Days later, Bianco gave a press conference where he released videos and said that Serrano appeared to have died from a drug overdose. Bianco said the DA’s office would lead the criminal investigation and make an independent review of the deputies’ actions. In California, DAs are typically relied on to conduct such reviews, though police reform advocates have argued they are too close with law enforcement to treat such cases objectively.

In an emailed response to questions about the communications between the sheriff’s office and the DA, McKenzie wrote that they “were about a potential protest for the purposes of security of our personnel working in our downtown office should a protest occur. There was no discussion of a public relations strategy.” She did not respond to follow up questions about why Cole was included in the email exchange. The sheriff’s office did not respond to questions.

Serrano’s autopsy has not been released and the DA’s investigation has not been completed.

Max Szabo, a former assistant district attorney and spokesperson for the San Francisco district attorney’s office, said a firm representing both the DA and sheriff could have a conflict of interest if the DA was involved in prosecuting someone in the sheriff’s office. In Szabo’s view, the communications between the sheriff and DA could be grounds for the DA to recuse himself from evaluating the incident.

“If the DA is coordinating on messaging with the Sheriff just days after an in-custody death, it suggests he’s made his decision on the legality of the use of force long before the investigation is complete,” Szabo said in an email. “This is the kind of thing that erodes public trust because it suggests there’s a two-tiered system of justice, one for law enforcement and one for everyone else.”

Humberto Guizar, a civil rights attorney representing Serrano’s family, said he was “furious” after The Appeal and the Vallejo Sun provided him with the email exchange. He said there should be an investigation into the coordination between the sheriff and the DA.

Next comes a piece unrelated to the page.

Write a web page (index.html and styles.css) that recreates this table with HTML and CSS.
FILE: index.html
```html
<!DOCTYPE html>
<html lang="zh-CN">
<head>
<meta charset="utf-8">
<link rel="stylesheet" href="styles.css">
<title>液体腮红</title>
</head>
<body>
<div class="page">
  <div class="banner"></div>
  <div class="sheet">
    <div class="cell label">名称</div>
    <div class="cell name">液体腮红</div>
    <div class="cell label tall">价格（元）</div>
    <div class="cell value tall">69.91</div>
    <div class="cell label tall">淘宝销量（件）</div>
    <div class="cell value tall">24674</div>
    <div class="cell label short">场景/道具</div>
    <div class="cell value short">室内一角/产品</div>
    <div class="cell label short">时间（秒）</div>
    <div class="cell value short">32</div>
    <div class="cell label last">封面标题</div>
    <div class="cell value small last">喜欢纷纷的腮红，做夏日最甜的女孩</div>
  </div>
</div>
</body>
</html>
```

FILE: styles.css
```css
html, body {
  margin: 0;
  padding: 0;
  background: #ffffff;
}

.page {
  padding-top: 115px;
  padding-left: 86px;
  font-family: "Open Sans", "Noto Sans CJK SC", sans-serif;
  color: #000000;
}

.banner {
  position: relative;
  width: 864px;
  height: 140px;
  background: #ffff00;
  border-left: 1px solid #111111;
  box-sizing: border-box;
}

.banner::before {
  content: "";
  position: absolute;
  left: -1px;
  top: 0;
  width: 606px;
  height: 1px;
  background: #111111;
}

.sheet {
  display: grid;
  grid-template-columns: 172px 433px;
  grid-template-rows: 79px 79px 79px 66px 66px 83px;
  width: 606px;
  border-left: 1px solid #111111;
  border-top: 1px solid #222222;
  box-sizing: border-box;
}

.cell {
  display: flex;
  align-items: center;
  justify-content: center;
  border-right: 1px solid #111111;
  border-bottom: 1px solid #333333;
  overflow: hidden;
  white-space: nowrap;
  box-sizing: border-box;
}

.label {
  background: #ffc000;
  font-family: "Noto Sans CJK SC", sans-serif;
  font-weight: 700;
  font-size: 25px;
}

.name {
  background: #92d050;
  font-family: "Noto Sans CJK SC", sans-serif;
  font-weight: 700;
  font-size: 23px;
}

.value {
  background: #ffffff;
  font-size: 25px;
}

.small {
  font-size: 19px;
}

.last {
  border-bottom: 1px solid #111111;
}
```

“The DA’s office is supposed to be investigating them, not working on the narrative,” Guizar said. “Based on what I’m seeing [in the emails], the people who are responsible for evaluating the facts are trying to come up with a narrative that’s consistent with the sheriff’s office. They’re in cahoots.”


Growing influence

Cole Pro Media is just one firm that has been providing PR guidance to police departments seeking to improve their communications and soothe backlash during crises. Media reports suggest that such PR contracts are becoming more common and large departments have expanded the roles of spokespeople.

Cole Pro Media’s role in police communications has also grown. The company has expanded outside California. In Asheville, North Carolina, police Chief David Zack also worked with Cole Pro Media at his previous job in Cheektowaga, New York, and hired them again after he transferred to Asheville in early 2020. The company offered advice and worked on briefing videos after some Asheville police officers were recorded destroying a medic station, including slashing bottles of water, during George Floyd-inspired protests that June.

Cole Pro Media has pitched its services and approach to a national audience. According to its website, Laura Cole has spoken about her “crisis communications philosophy” at events held by the California Police Chiefs Association, the International Association of Chiefs of Police, and the Major Cities Chiefs Association.

Cole is even helping to train the next generation of California police chiefs. She is listed as an instructor for a four-day course offered by the California Police Chiefs Association, “Becoming a Police Chief: Developing a Mindset for Success and Service,” which is certified by the state Commission on Peace Officers Standards and Training.

“With commitment and dedication to strengthening the relationship between district attorneys, law enforcement and the community,” Cole Pro Media’s website states, “Cole continues to lead the charge in steering agencies in the direction of best communication practices.”